STATED GOAL: Answer with the number of lines in the listing below that contain the word "React", and nothing else.
▬▬▬▬▬▬▬▬▬▬
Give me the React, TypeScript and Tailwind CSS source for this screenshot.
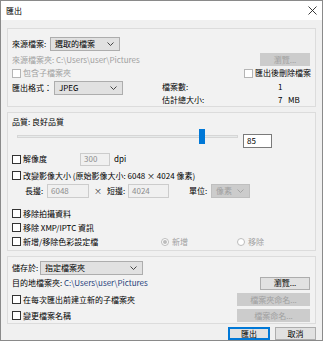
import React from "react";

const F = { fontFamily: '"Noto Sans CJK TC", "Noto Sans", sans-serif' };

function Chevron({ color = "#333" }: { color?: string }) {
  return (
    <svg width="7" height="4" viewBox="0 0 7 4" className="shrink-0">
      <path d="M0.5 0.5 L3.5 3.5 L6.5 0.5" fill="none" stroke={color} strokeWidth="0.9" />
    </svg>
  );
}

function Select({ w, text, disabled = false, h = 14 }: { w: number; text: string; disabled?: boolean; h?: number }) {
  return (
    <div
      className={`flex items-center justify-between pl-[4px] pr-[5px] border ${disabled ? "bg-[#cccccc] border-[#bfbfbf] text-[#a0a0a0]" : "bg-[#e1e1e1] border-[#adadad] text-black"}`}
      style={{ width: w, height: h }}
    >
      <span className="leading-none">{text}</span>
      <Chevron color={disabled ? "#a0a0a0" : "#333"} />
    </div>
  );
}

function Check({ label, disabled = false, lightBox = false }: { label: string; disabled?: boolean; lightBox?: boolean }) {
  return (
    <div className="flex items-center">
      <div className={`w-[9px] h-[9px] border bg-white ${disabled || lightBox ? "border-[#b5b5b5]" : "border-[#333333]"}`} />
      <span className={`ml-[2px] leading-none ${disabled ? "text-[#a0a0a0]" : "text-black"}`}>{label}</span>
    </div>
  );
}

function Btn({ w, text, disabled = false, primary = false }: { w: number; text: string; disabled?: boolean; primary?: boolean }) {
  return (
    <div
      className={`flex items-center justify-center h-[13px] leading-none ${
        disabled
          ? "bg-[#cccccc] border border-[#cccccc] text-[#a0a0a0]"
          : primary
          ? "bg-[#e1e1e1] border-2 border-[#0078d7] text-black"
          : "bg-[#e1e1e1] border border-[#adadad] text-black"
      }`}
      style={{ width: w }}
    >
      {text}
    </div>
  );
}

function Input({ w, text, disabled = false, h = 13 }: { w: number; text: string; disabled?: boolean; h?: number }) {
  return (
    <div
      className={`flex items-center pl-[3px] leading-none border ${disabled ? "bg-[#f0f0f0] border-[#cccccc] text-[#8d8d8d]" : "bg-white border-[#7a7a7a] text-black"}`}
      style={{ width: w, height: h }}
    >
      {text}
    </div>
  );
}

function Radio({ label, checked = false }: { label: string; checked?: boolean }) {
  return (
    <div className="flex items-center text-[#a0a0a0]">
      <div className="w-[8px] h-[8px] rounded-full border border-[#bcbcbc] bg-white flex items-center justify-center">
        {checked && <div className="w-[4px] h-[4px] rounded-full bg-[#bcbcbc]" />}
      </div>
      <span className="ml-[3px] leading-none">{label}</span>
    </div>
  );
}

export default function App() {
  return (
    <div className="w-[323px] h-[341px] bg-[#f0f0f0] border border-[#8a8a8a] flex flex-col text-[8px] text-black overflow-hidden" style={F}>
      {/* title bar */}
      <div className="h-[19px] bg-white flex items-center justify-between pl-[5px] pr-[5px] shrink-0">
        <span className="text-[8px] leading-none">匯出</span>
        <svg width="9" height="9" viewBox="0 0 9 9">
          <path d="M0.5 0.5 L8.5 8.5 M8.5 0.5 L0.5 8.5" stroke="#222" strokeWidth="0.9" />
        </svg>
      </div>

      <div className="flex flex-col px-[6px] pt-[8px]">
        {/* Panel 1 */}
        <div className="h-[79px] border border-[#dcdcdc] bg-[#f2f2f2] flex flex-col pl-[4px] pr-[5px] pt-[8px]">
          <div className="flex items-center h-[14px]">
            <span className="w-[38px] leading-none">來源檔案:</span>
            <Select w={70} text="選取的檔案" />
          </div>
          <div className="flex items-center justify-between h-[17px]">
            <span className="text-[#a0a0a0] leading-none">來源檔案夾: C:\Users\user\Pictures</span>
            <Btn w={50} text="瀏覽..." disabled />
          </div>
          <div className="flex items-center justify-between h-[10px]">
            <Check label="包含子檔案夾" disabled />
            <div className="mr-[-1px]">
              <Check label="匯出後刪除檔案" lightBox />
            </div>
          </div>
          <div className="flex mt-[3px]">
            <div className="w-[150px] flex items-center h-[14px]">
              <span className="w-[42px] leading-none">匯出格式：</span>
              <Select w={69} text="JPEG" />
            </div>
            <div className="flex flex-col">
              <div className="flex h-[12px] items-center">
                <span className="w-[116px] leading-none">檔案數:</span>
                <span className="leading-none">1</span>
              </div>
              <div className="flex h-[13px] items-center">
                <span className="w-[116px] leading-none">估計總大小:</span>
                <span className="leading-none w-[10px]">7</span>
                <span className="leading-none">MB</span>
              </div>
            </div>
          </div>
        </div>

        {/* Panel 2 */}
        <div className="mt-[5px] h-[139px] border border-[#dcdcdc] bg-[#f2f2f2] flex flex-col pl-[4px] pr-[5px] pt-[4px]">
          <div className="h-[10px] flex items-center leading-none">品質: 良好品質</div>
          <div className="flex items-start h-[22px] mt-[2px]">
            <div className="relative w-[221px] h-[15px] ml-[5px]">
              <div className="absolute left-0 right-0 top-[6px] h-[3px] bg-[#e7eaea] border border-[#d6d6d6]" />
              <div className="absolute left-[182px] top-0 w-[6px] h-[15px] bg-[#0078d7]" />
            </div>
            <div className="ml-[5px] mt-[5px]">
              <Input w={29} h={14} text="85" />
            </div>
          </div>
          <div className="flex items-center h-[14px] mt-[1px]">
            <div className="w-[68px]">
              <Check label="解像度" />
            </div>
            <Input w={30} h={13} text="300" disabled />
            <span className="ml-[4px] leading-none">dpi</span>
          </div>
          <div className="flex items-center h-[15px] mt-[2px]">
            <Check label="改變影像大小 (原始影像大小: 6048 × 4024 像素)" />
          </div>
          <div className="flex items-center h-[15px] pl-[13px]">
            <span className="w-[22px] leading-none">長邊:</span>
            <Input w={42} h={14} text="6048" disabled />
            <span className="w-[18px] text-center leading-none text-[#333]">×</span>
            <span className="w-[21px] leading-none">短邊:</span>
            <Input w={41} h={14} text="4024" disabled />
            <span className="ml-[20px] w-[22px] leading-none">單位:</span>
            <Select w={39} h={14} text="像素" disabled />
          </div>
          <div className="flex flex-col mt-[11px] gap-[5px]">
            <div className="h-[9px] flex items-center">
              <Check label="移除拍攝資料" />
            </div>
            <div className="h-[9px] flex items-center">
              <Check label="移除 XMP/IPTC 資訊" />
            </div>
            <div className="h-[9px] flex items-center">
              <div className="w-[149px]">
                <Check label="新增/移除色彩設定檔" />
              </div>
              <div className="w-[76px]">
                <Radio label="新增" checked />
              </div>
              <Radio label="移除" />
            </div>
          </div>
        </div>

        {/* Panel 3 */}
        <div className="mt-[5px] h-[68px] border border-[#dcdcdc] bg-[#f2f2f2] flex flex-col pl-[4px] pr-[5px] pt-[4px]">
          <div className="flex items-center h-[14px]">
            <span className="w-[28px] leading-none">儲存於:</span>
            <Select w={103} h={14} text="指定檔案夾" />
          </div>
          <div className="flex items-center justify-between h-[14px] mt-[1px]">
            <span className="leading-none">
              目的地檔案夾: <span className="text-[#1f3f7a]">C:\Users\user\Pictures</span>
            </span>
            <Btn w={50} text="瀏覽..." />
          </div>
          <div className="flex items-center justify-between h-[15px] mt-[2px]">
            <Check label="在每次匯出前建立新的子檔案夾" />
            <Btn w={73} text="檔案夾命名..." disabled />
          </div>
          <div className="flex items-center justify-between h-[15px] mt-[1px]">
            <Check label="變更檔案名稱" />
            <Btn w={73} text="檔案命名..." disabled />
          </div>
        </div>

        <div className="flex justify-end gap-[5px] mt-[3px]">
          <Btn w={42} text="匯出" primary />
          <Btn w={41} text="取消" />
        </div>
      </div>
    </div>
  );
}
▬▬▬▬▬▬▬▬▬▬
RESPONSE: 2